Para minha surpresa descobri entre um amontoado de caixas, um microscópio bi-ocular novinho, nunca usado, fui tomado de grande alegria pois pelo menos exames de fezes e de escarro para pesquisa do bacilo da tuberculose ( na verdade o motivo do microscópio) poderíamos realizar. Solicitei e fui atendido na contratação de um técnico que me foi muito útil. Transformamos a improvisada cozinha num pequeno laboratório que na verdade dentro de muito pouco tempo só serviria para a busca da tuberculose.

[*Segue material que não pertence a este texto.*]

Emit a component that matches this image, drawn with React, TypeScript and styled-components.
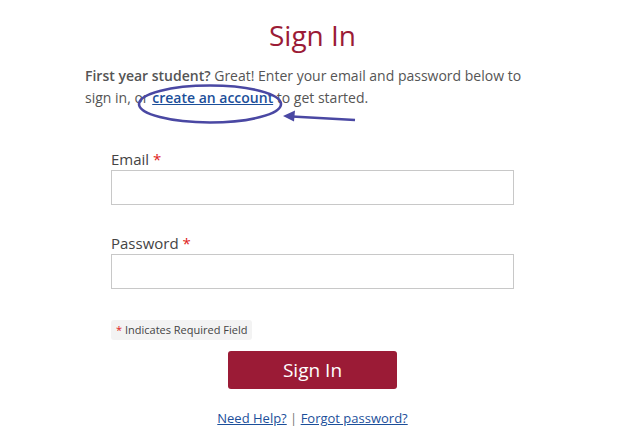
import styled, { createGlobalStyle } from "styled-components";

const GlobalStyle = createGlobalStyle`
  body {
    margin: 0;
    background: #fff;
    font-family: "Open Sans", "Liberation Sans", sans-serif;
  }
`;

const Page = styled.div`
  position: relative;
  width: 636px;
  height: 442px;
  overflow: hidden;
`;

const Column = styled.div`
  width: 455px;
  margin-left: 85px;
  padding-top: 16px;
`;

const Title = styled.h1`
  margin: 0;
  font-size: 28px;
  font-weight: 400;
  line-height: 38px;
  text-align: center;
  color: #9b1b36;
`;

const Intro = styled.p`
  margin: 11px 0 0;
  font-size: 14px;
  line-height: 22px;
  color: #555;
  b {
    font-weight: 600;
  }
`;

const IntroLink = styled.a`
  color: #1c4f9a;
  font-weight: 600;
  text-decoration: underline;
`;

const Form = styled.form`
  margin: 40px 26px 0;
  display: flex;
  flex-direction: column;
`;

const Field = styled.div<{ $gap: number }>`
  display: flex;
  flex-direction: column;
  margin-bottom: ${(p) => p.$gap}px;
`;

const Label = styled.label`
  font-size: 15px;
  line-height: 20px;
  color: #444;
  margin-bottom: 1px;
`;

const Star = styled.span`
  color: #e02020;
`;

const Input = styled.input`
  box-sizing: border-box;
  height: 35px;
  width: 100%;
  border: 1px solid #c8c8c8;
  background: #fff;
  margin: 0;
`;

const Note = styled.div`
  align-self: flex-start;
  background: #f3f3f3;
  border-radius: 3px;
  padding: 0 5px;
  font-size: 11px;
  line-height: 20px;
  color: #444;
`;

const Button = styled.button`
  align-self: center;
  margin-top: 11px;
  width: 169px;
  height: 38px;
  border: none;
  border-radius: 3px;
  background: #9b1b36;
  color: #fff;
  font-family: inherit;
  font-size: 19px;
`;

const Links = styled.div`
  margin-top: 20px;
  text-align: center;
  font-size: 13px;
  color: #777;
  a {
    color: #1c4f9a;
    text-decoration: underline;
  }
`;

const Annotation = styled.svg`
  position: absolute;
  left: 0;
  top: 0;
  pointer-events: none;
`;

export default function App() {
  return (
    <Page>
      <GlobalStyle />
      <Column>
        <Title>Sign In</Title>
        <Intro>
          <b>First year student?</b> Great! Enter your email and password below to sign in, or{" "}
          <IntroLink href="#">create an account</IntroLink> to get started.
        </Intro>
        <Form>
          <Field $gap={28}>
            <Label>
              Email <Star>*</Star>
            </Label>
            <Input type="email" />
          </Field>
          <Field $gap={31}>
            <Label>
              Password <Star>*</Star>
            </Label>
            <Input type="password" />
          </Field>
          <Note>
            <Star>*</Star> Indicates Required Field
          </Note>
          <Button type="button">Sign In</Button>
          <Links>
            <a href="#">Need Help?</a> | <a href="#">Forgot password?</a>
          </Links>
        </Form>
      </Column>
      <Annotation width="636" height="442">
        <ellipse cx="210" cy="104" rx="71" ry="18.5" fill="none" stroke="#4a48a3" strokeWidth="2.6" />
        <path d="M355 120 L292 116.5" stroke="#4a48a3" strokeWidth="2.4" fill="none" />
        <path d="M283 116 L295 110.5 L294 121.5 Z" fill="#4a48a3" />
      </Annotation>
    </Page>
  );
}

Mais animado, já tinha providenciado minha mudança para a cidade, via aumentar todos os dias o número de pacientes e resolvi fazer uma campanha para realização de grande quantidade de exame de fezes, principalmente na população rural, pois a grande quantidade de crianças “barrigudas” , anêmicas , desnutridas e com diarréias freqüentes me preocupava, daí a vontade de descobrir as verminoses mais conhecidas no Município. Convenci o técnico a me acompanhar nesse mutirão e comecei a pedir os exames, principalmente da turma do interior..

Foi assim que atendi o Sr. Argemiro, trabalhador da lavoura de café, pai de sete filhos entre um e doze anos. Morador de um alto de serra, usava água de nascente e tinha vindo pedir um lumbrigueiro para as crianças , o que repetia todos os anos, um hábito muito comum no interior do Brasil. Pacientemente expliquei a necessidade de fazer o exame das crianças , o que foi aceito com alguma dificuldade pelo lavrador. Na época não dispúnhamos ainda de potes plásticos para a coleta e ficava a cargo da criatividade de cada um, o recipiente para acondicionar as fezes.

Passado alguns dias, chegando para o trabalho encontro o Sr. Argemiro à minha espera , e antes mesmo que entrasse na Unidade se dirigiu a mim,

Bom dia doutor, trouxe o que o senhor me pediu, mas foi a primeira e última vez que faço exame de fezes naquela molecada, o senhor não imagina o trabalhão que deu pra fazer aqueles pestinhas “cagar” nessa lata.

Não segurei um ataque de risos ao ver uma lata de banha de uns dois litros lotada com as fezes de toda a família!!!